I did look it up, 20 kilos was about 60 pounds. Yeah. So I, I have done 30 to 40 pounds on the prednisone and people judge me. Yeah. And they sometimes they just flat out have the nerve to say it to my face, you know? Mm-hmm. I thought you were very active. Well, I am or was. Right Now I can't move because of my disease and I'm on prednisone, please forgive me.

Yeah. 

Yeah. So it 

is very difficult to not internalize that and feel bad about yourself. Mm-hmm. I actually have been, um, so excited to see, I don't know if you're familiar with Christina Applegate. The actress. Mm-hmm. Um, and she was recently diagnosed with multiple sclerosis. Yeah, and me, I felt very seen when she just walked out onto that camera, you know, to continue filming her season of her show.

And she had put on weight and you know, I know that she's dealing with the same things that you deal with and I deal with people judging her. Have something to say about why did you gain the weight? You know, what are you doing? Um, so. I, I think that's something we all deal with and you try not to internalize that.

Yeah. I, I feel like I was really lucky because in a way when I, um, was in hospital after I had the hysterectomy back in 2017, I feel like I had this kind of like divine message. I was also on morphine at the time, so, so it might have been that, but I felt like I was, yeah, I felt like I was told. Emma, you've punished your body for long enough.

Now it's time to love it. So up until that point, I was really focused on how much I weighed, what my body looked like, how big my tummy was. And it's funny because like right now I'm rubbing my tummy cuz it's very swollen cause I'm, my endos are a bit bad today. So it's, you know, it's quite big. Um, but I was really lucky to get that message because I have really spent the last five years.

L loving my body. And when I say that, it's not like I wake up every day and go, God, you look hot, Emma. You're so beautiful. It's not always that. Some days I don't think I look beautiful, but some days I do. But I've realized that I'm more than just the way my body looks, and I have so much more to offer.

And, you know, if I put my feminist hat on, it's like, why do I have to look beautiful anyway? Like, that's not the most important thing about me. And it never has been. I'm a smart person, I'm caring, I'm kind, I'm funny. So why does having a thin stomach make any difference anyway? And so that, that message was so important to me, and it has been such a game changer in my life because, um, I've, it's helped me realize I don't have to be thin.

To be an important person in the world. Um, I think it goes back to that value. I don't have to live up to other people's expectations and values. I have to just value myself and love myself. That's the most important thing. Um, and I manage to do that most days. And that's, that's, that's all that matters.

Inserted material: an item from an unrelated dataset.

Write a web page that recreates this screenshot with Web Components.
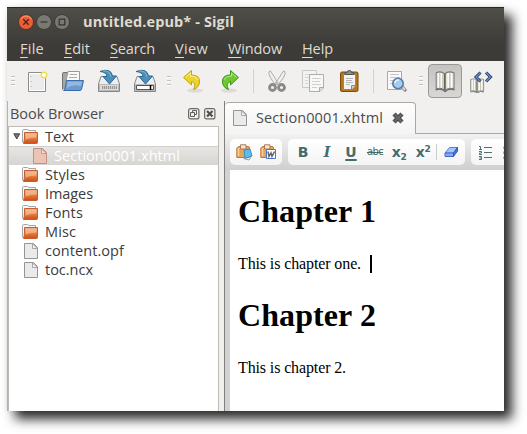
<!DOCTYPE html>
<html lang="en"><head><meta charset="utf-8"><title>Sigil</title>
<style>html,body{margin:0;background:#fff}body{width:527px;height:434px;overflow:hidden;font:14.5px "Open Sans","Noto Sans",sans-serif}</style></head>
<body><sigil-app></sigil-app>
<script>
function define(name, html, extra){
  const t=document.createElement('template'); t.innerHTML=html;
  customElements.define(name, class extends HTMLElement{
    connectedCallback(){
      if(this.shadowRoot) return;
      this.attachShadow({mode:'open'}).append(t.content.cloneNode(true));
      if(extra) extra(this,this.shadowRoot);
    }
  });
}
const folder=`<defs><linearGradient id="o" x2="0" y2="1"><stop stop-color="#f0ab7c"/><stop offset=".5" stop-color="#e47f40"/><stop offset="1" stop-color="#d04a18"/></linearGradient></defs><path d="M.5 13.500V1.500Q.5.5 1.500.5H5.500L7 1.500H13.500V4" fill="#f7f7f7" stroke="#a5a5a5"/><path d="M2.500 3.500H15.500V13.500Q15.500 14.500 14.500 14.500H1.500Q2.500 12 2.500 8Z" fill="url(#o)" stroke="#c65c30"/><path d="M3.500 4.500H14.500V8.500Q8 8.500 3.500 10.500Z" fill="#f8c9a5" opacity=".6"/>`;
const page=(f,s)=>`<path d="M1.500.5H10.500L14.500 4.500V15.500H1.500Z" fill="${f}" stroke="${s}"/><path d="M9.500 1V5.500H14.500Z" fill="#fff" fill-opacity=".45" stroke="${s}" stroke-width=".8"/>`;
const disk=`<path d="M4 7.500H20L22.500 15V22.500H1.500V15Z" fill="#eee" stroke="#858783"/><path d="M2.500 15.500H21.500V21.500H2.500Z" fill="#dcdddb" stroke="#b9bab7"/>`;
const arrow=`<path d="M3 2.500Q14-1.500 15.500 7H19.500L12.500 15 6 7.500H10Q9.500 3 3 2.500Z" fill="#4b8fbb" stroke="#2d6991"/><path d="M6 2Q13 1 14 8" stroke="#82b8d7" fill="none"/>`;
const clip=`<path d="M2 3.500Q2 2.500 3 2.500H12Q13.500 2.500 13.500 4V13.500H.8V4Z" fill="#e2a75e" stroke="#bd7a3c"/><path d="M4.500.8H10V5H4.500Z" fill="#f6e6d6" stroke="#ad7a58"/><path d="M2.500 4V12" stroke="#f8d197" stroke-width="1.500"/>`;
const book=`<path d="M3.500 4.500Q8 2.500 11.500 5.500 15 2.500 20.500 4.500V20Q15 18 12 21.500 8 18 3.500 20Z" fill="#e0e0d5" stroke="#7a7b73"/><path d="M11.800 5.500V21" stroke="#56574f" stroke-width="1.500"/><path d="M5.800 5V18.500M8.200 4.800V18.500M15 4.800V18.800M18 5V18.500" stroke="#fff" stroke-width="1.500"/><path d="M7 5V18.500M10 6V19.500M16.500 5V18.500" stroke="#aaa99b" stroke-width=".7"/><path d="M3 21Q8 19 12 22.500 16 19 21 21" stroke="#666" fill="none"/>`;
const ICONS={
 folder:[17,15,folder], file:[16,16,page('#eaeaea','#959595')], pink:[16,16,page('#edc3b6','#bd9184')],
 new:[24,24,`<path d="M3.500 3.500H20.500V22.500H3.500Z" fill="#ececec" stroke="#8c8c8c"/><path d="M4.500 4.500H19.500V21.500H4.500Z" fill="none" stroke="#fff"/><path d="M6 7V8M6 12V13M6 17V18" stroke="#aaa"/><circle cx="19" cy="6" r="2.800" fill="#fffde5" stroke="#f2df51" stroke-width="1.500"/><circle cx="19" cy="6" r="1.200" fill="#fff"/>`],
 open:[24,24,`<path d="M1.500 20.500V4.500Q1.500 3.500 3 3.500H7L8 4.500H17V11" fill="#a6a6a3" stroke="#73736f"/><path d="M5 12L7 2.500H18.500V12Z" fill="#fafafa" stroke="#999"/><path d="M8.500 5.500H16M8 8.500H16" stroke="#aaa"/><path d="M5.500 11.500H22.500L20.500 20.500Q20 21.500 19 21.500H2.500Q4.500 20 5.500 11.500Z" fill="#6b9ad1" stroke="#3a6ba8"/><path d="M6.500 12.500H21L20 17Q12 15 5.500 19Z" fill="#a5c3e5" opacity=".7"/>`],
 save:[24,24,disk+`<path d="M5 18.500H20" stroke="#999" stroke-width="3" stroke-dasharray="1.300 .7"/>`+arrow],
 saveas:[24,24,disk+`<path d="M3.500 16.500H20.500V20.500H3.500Z" fill="#fff" stroke="#555"/><path d="M17.500 16V21" stroke="#000" stroke-width="1.500"/>`+arrow],
 undo:[24,24,`<ellipse cx="14" cy="21.500" rx="8" ry="2" fill="#dedbd7"/><path d="M2.500 8.500L10.500 1.500V6Q19 6 18.500 13 18.200 18.500 12.500 20.500 16 14 10.500 12.500V16Z" fill="#edd42c" stroke="#c3a20a"/><path d="M4.500 8.500L9.500 4V7.200Q15.500 7 17 11" fill="none" stroke="#fff08b"/>`],
 redo:[24,24,`<ellipse cx="12" cy="21.500" rx="8" ry="2" fill="#dedbd7"/><path d="M21.500 8.500L13.500 1.500V6Q5 6 5.500 13 5.800 18.500 11.500 20.500 8 14 13.500 12.500V16Z" fill="#70c733" stroke="#3d9610"/><path d="M19.500 8.500L14.500 4V7.200Q8.500 7 7 11" fill="none" stroke="#b3ec8c"/>`],
 cut:[24,24,`<path d="M4 3Q3 7 11 16L13 14Q8 6 6 2.500Q5 1 4 3ZM20 3Q21 7 12.500 16L10.500 14Q16 6 18 2.500Q19 1 20 3Z" fill="#efefef" stroke="#aaa"/><circle cx="7.500" cy="18.500" r="3" fill="none" stroke="#8a8a8a" stroke-width="2.800"/><circle cx="16.500" cy="18.500" r="3" fill="none" stroke="#8a8a8a" stroke-width="2.800"/><circle cx="12" cy="14" r="1" fill="#bbb"/>`],
 copy:[24,24,`<path d="M1.500 1.500H15.500V18.500H1.500Z" fill="#f3f3f2" stroke="#c8c8c6"/><path d="M4 5.500H12M4 8.500H8M4 11.500H7M4 14.500H7" stroke="#d5d5d5"/><path d="M8.500 5.500H22.500V19L19 22.500H8.500Z" fill="#f8f8f7" stroke="#adadab"/><path d="M22 18.500H18.500V22" fill="#ddd" stroke="#aaa"/><path d="M11 9.500H20M11 12.500H19M11 15.500H20M11 18.500H16" stroke="#cfcfcd"/>`],
 paste:[24,24,`<rect x="3.500" y="3" width="17.500" height="19.500" rx="1.500" fill="#b77617" stroke="#7b4c0e"/><path d="M6.500 5.500H18.500V17L15 20.500H6.500Z" fill="#f3f3f1" stroke="#888"/><path d="M18 16.500H14.500V20" fill="#ccc" stroke="#888"/><path d="M9 9.500H16M9 11.500H15M9 13.500H16M9 15.500H13" stroke="#b5b5b3"/><path d="M8 5.500V3.500H10Q10 1.500 12.300 1.500T14.500 3.500H16.500V5.500Z" fill="#8c8d89" stroke="#555"/>`],
 find:[24,24,`<path d="M2.500 2.500H16.500V20.500H2.500Z" fill="#fafafa" stroke="#a8a8a8"/><path d="M5 5.500H14M5 8.500H15M5 11.500H9M5 14.500H9" stroke="#c5c5c5"/><path d="M17.500 18L20 21" stroke="#808080" stroke-width="3.500" stroke-linecap="round"/><path d="M17.500 18L20 21" stroke="#d6d6d6" stroke-width="2"/><circle cx="13" cy="14.500" r="5.200" fill="#a9ccec" stroke="#527ca8" stroke-width="1.600"/><path d="M9.800 14Q10.500 10.500 14 11" stroke="#e5f1fa" fill="none" stroke-width="1.500"/>`],
 book:[24,24,`<g transform="translate(-.5 -1)scale(1.050)">${book}</g>`],
 code:[24,24,`<g transform="translate(-1 7)scale(.76)">${book}</g><path d="M11.500 3.500L7 8 11.500 12.500M17 3.500L21.500 8 17 12.500" fill="none" stroke="#263f63" stroke-width="3"/><path d="M11.500 3.500L7 8 11.500 12.500M17 3.500L21.500 8 17 12.500" fill="none" stroke="#6d94c4" stroke-width="1.200"/>`],
 clip1:[17,17,clip+`<path d="M8 6L14 5 16 12 9 14.500Z" fill="#5dbce9" stroke="#3d8bc0"/><path d="M7.500 14.500L13 16 15 13.500" stroke="#8d9da5" fill="none"/>`],
 clip2:[17,17,clip+`<path d="M6.500 5.500H15.500V14.500H6.500Z" fill="#fff" stroke="#4b74ce"/><path d="M8 7.500L9 12.500 11 9 12 12.500 14.500 7.500" fill="none" stroke="#666" stroke-width="1.500"/>`],
 eraser:[15,12,`<path d="M1 7L5.500 1.500H13.500L9.500 7Z" fill="#a5c4fa" stroke="#587fd8"/><path d="M1 7H9.500V10.500H1Z" fill="#83aaf2" stroke="#456bca"/><path d="M9.500 7L13.500 1.500V5L9.500 10.500Z" fill="#5075dc" stroke="#3653b5"/>`],
 ol:[15,15,`<path d="M6 2.500H14M6 7.500H14M6 12.500H14M1 1.500H2.500V4.500M1 4.500H4M1 6.500H3.500V8H1.500V9.500H4M1 11.500H3.500V14.500H1M1.500 13H3.500" fill="none" stroke="#4f7171"/>`],
 ul:[15,15,`<path d="M.5 1.500H3V4H.5ZM.5 6.500H3V9H.5ZM.5 11.500H3V14H.5Z" fill="#4f7171"/><path d="M6 2.500H14M6 7.500H14M6 12.500H14" stroke="#4f7171"/>`],
 close:[14,14,`<path d="M3 3L11 11M11 3L3 11" stroke="#4a4a4a" stroke-width="4.400"/><path d="M3.500 3.500L10.500 10.500M10.500 3.500L3.500 10.500" stroke="#696969" stroke-width="2"/>`],
 float:[12,12,`<rect x=".6" y=".6" width="10.300" height="10.300" rx="2" fill="none" stroke="#6b6965" stroke-width="1.200"/><path d="M4.500 4.500V2.500H8.500V6.500H6.500M2.500 4.500H6.500V8.500H2.500Z" fill="none" stroke="#605e5a"/>`],
 shut:[12,12,`<rect x=".6" y=".6" width="10.300" height="10.300" rx="2" fill="none" stroke="#6b6965" stroke-width="1.200"/><path d="M3 3L8.500 8.500M8.500 3L3 8.500" stroke="#55534f" stroke-width="2.300"/>`],
 arrow:[8,7,`<path d="M.8.800H6.700L3.750 6Z" fill="#777" stroke="#444"/>`],
 wclose:[16,16,`<circle cx="8" cy="8" r="7.500" fill="#ed5c34" stroke="#302f2b" stroke-width=".7"/><path d="M2.500 5Q8-1 13.500 5" fill="none" stroke="#fa9a75"/><path d="M5.300 5.300L10.700 10.700M10.700 5.300L5.300 10.700" stroke="#47251b" stroke-width="1.300"/>`],
 wmin:[16,16,`<circle cx="8" cy="8" r="7.500" fill="#7a7872" stroke="#302f2b" stroke-width=".7"/><path d="M4.500 8H11.500" stroke="#34332f" stroke-width="1.200"/>`],
 wmax:[16,16,`<circle cx="8" cy="8" r="7.500" fill="#7a7872" stroke="#302f2b" stroke-width=".7"/><path d="M5.200 5.200H10.800V10.800H5.200Z" fill="none" stroke="#34332f" stroke-width="1.200"/>`]
};
define('app-icon','<style>:host{display:block;flex:none}svg{display:block}</style><div></div>',(h,r)=>{
  const [w,ht,d]=ICONS[h.getAttribute('name')];
  r.querySelector('div').innerHTML=`<svg width="${w}" height="${ht}" viewBox="0 0 ${w} ${ht}" fill="none">${d}</svg>`;
});
define('tool-button','<style>:host{box-sizing:border-box;width:36px;height:36px;display:grid;place-items:center;flex:none}:host([active]) div{box-sizing:border-box;width:34px;height:34px;border:1px solid #9b9996;border-radius:4px;background:linear-gradient(#c5c4c2,#d8d7d5);display:grid;place-items:center}</style><div><slot></slot></div>');
define('tool-handle','<style>:host{width:12px;height:10px;flex:none;display:grid;justify-content:center;align-content:space-between}i{display:block;width:4px;height:2px;background:linear-gradient(#c0beba 50%,#fff 50%)}</style><i></i><i></i><i></i>');
define('tool-separator','<style>:host{width:12px;display:grid;justify-content:center;flex:none}i{width:1px;height:24px;background:#d4d2cf}</style><i></i>');
define('menu-bar','<style>:host{display:flex;box-sizing:border-box;height:23px;padding:1px 0 0 13px;line-height:20px;color:#dfdbd2;gap:20px}u{text-decoration-thickness:1px;text-underline-offset:3px;text-decoration-skip-ink:none}</style><fit-text w="24"><u>F</u>ile</fit-text><fit-text w="26"><u>E</u>dit</fit-text><fit-text w="45"><u>S</u>earch</fit-text><fit-text w="33"><u>V</u>iew</fit-text><fit-text w="54"><u>W</u>indow</fit-text><fit-text w="31"><u>H</u>elp</fit-text>');
define('title-bar','<style>:host{display:flex;box-sizing:border-box;height:31px;padding:0 0 2px 11px;gap:2px;align-items:center;color:#dfdbd2;font-weight:700;border-top:1px solid #282824}fit-text{margin:-2px 0 0 11px}</style><app-icon name="wclose"></app-icon><app-icon name="wmin"></app-icon><app-icon name="wmax"></app-icon><fit-text w="151">untitled.epub* - Sigil</fit-text>');
const b=(n,a='')=>`<tool-button ${a}><app-icon name="${n}"></app-icon></tool-button>`;
define('main-toolbar',`<style>:host{display:flex;align-items:center;height:40px;box-sizing:border-box;overflow:hidden}</style><tool-handle></tool-handle>${b('new')+b('open')+b('save')+b('saveas')}<tool-handle></tool-handle>${b('undo')+b('redo')}<tool-separator></tool-separator>${b('cut')+b('copy')+b('paste')}<tool-separator></tool-separator>${b('find')}<tool-handle></tool-handle>${b('book','active')+b('code')}`);
define('tree-row','<style>:host{display:flex;height:19px;box-sizing:border-box;align-items:center;padding-left:13px;color:#3c3c3c;line-height:19px}:host([open]){padding-left:4px}app-icon+app-icon{margin-left:1px}fit-text{margin-left:6px}:host([selected]){padding-left:23px;color:#fff;background:linear-gradient(#e8e7e5,#d6d5d1);box-shadow:inset 0 1px #d2d0cc}</style>',(h,r)=>{
  r.innerHTML+=(h.hasAttribute('open')?'<app-icon name="arrow"></app-icon>':'')+`<app-icon name="${h.getAttribute('icon')}"></app-icon><fit-text w="${h.getAttribute('w')}">${h.getAttribute('label')}</fit-text>`;
});
define('book-browser',`<style>:host{display:flex;flex-direction:column;width:211px;flex:none;border-left:1px solid #b5b2ad}header{display:flex;height:25px;align-items:center;padding:0 3px 0 2px;color:#4c4c4c;gap:4px;box-sizing:border-box}header fit-text{margin-right:auto}section{flex:1;background:#fff;border:1px solid #bfbcb5;border-bottom:0}tree-row[icon=file]{padding-left:14px}</style><header><fit-text w="94">Book Browser</fit-text><app-icon name="float"></app-icon><app-icon name="shut"></app-icon></header><section><tree-row open icon="folder" label="Text" w="29"></tree-row><tree-row selected icon="pink" label="Section0001.xhtml" w="126"></tree-row><tree-row icon="folder" label="Styles" w="40"></tree-row><tree-row icon="folder" label="Images" w="48"></tree-row><tree-row icon="folder" label="Fonts" w="38"></tree-row><tree-row icon="folder" label="Misc" w="31"></tree-row><tree-row icon="file" label="content.opf" w="79"></tree-row><tree-row icon="file" label="toc.ncx" w="48"></tree-row></section>`);
define('tab-strip','<style>:host{display:flex;height:33px;flex:none}div{box-sizing:border-box;width:191px;border:1px solid #aaa8a4;border-bottom:0;border-left:0;border-radius:4px 4px 0 0;background:linear-gradient(#fdfdfd,#f4f4f3);display:flex;align-items:center;padding:0 10px 2px 7px;color:#4c4c4c;margin-top:1px}i{flex:1;border-bottom:1px solid #aaa8a4}fit-text{margin:0 auto 0 8px}</style><div><app-icon name="file"></app-icon><fit-text w="127">Section0001.xhtml</fit-text><app-icon name="close"></app-icon></div><i></i>');
define('format-bar',`<style>:host{display:flex;height:36px;flex:none;box-sizing:border-box;padding:5px 0 5px 5px;gap:6px;background:linear-gradient(#f1f1f1,#cfcfcf);overflow:hidden}section{display:flex;align-items:center;box-sizing:border-box;height:26px;background:linear-gradient(#fff,#f4f4f4);border-radius:5px;flex:none;color:#466c6b;font:bold 14px "DejaVu Sans",sans-serif;line-height:20px}span{width:24px;text-align:center}.a{width:52px;gap:7px;padding-left:6px;}.b{width:177px;padding-left:3px}.c{width:60px;padding-left:7px;gap:10px}.i{font-family:"DejaVu Serif",serif;font-style:italic}.u{text-decoration:underline;text-decoration-thickness:2px;text-underline-offset:2px}.s{font:10px "DejaVu Sans",sans-serif;line-height:16px;letter-spacing:-.6px;text-decoration:line-through}sub,sup{font-size:9px;line-height:0}sub{vertical-align:-3px}sup{vertical-align:5px}.x{font-size:14px;letter-spacing:-.5px}em{width:1px;height:16px;background:#ccc;margin:0 7px 0 1px}</style><section class="a"><app-icon name="clip1"></app-icon><app-icon name="clip2"></app-icon></section><section class="b"><span>B</span><span class="i">I</span><span class="u">U</span><span class="s">abc</span><span class="x">x<sub>2</sub></span><span class="x">x<sup>2</sup></span><em></em><app-icon name="eraser"></app-icon></section><section class="c"><app-icon name="ol"></app-icon><app-icon name="ul"></app-icon></section>`);
define('text-caret','<style>:host{display:block;width:2px;height:18px;background:#000}</style>');
define('book-page','<style>:host{display:block;flex:1;background:#fff;border-left:5px solid #d2d2d2;padding:23px 8px 0;font:16px/18px "Liberation Serif",serif;color:#000}h1{font-size:32px;line-height:36px;margin:0 0 26px}p{display:flex;margin:0 0 24px;height:18px;gap:9px}</style><h1><fit-text w="138">Chapter 1</fit-text></h1><p><fit-text w="123">This is chapter one.</fit-text><text-caret></text-caret></p><h1><fit-text w="138">Chapter 2</fit-text></h1><p><fit-text w="108">This is chapter 2.</fit-text></p>');
define('sigil-app','<style>:host{display:block;padding:7px}main{width:497px;height:404px;overflow:hidden;display:flex;flex-direction:column;background:#f1f0ee;box-shadow:8px 8px 11px rgba(0,0,0,.84),0 0 6px rgba(0,0,0,.07)}header{background:linear-gradient(#504f49,#3c3b37 70%)}.body{display:flex;flex:1;min-height:0}.editor{flex:1;min-width:0;margin-left:5px;border-left:1px solid #82807d;display:flex;flex-direction:column}</style><main><header><title-bar></title-bar><menu-bar></menu-bar></header><main-toolbar></main-toolbar><div class="body"><book-browser></book-browser><div class="editor"><tab-strip></tab-strip><format-bar></format-bar><book-page></book-page></div></div></main>');
/* Spreads letters so that a label takes exactly its given width. */
define('fit-text','<style>:host{display:block;flex:none;white-space:pre}span{display:inline-block}</style><span><slot></slot></span>',(h,r)=>{
  const s=r.querySelector('span'), w=+h.getAttribute('w');
  h.style.width=w+'px';
  s.style.letterSpacing=(w-s.getBoundingClientRect().width)/h.textContent.length+'px';
});
</script></body></html>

That's a great message. I really thank you for sharing that because so many of us struggle. With figuring out our worth now that we're not the healthy person we once were. Now that we're not thin because, you know, especially women, you know, we're supposed to be thin and beautiful and productive and all the things.

Um, so w you know, what a great message. I can't tell you how much I've enjoyed speaking with you. I've learned about aza. I am going to read more about that. I really hope you do another 30 days, cause I know I'd love to join in. Yeah. Awesome. Because this is a great, great, uh, message and a great technique for all of us, uh, dealing with chronic illness.

So I really wanna thank you for coming on the show, Emma Palette emma palette.com. 

Thank you so much for having me. I've loved it. Thank you.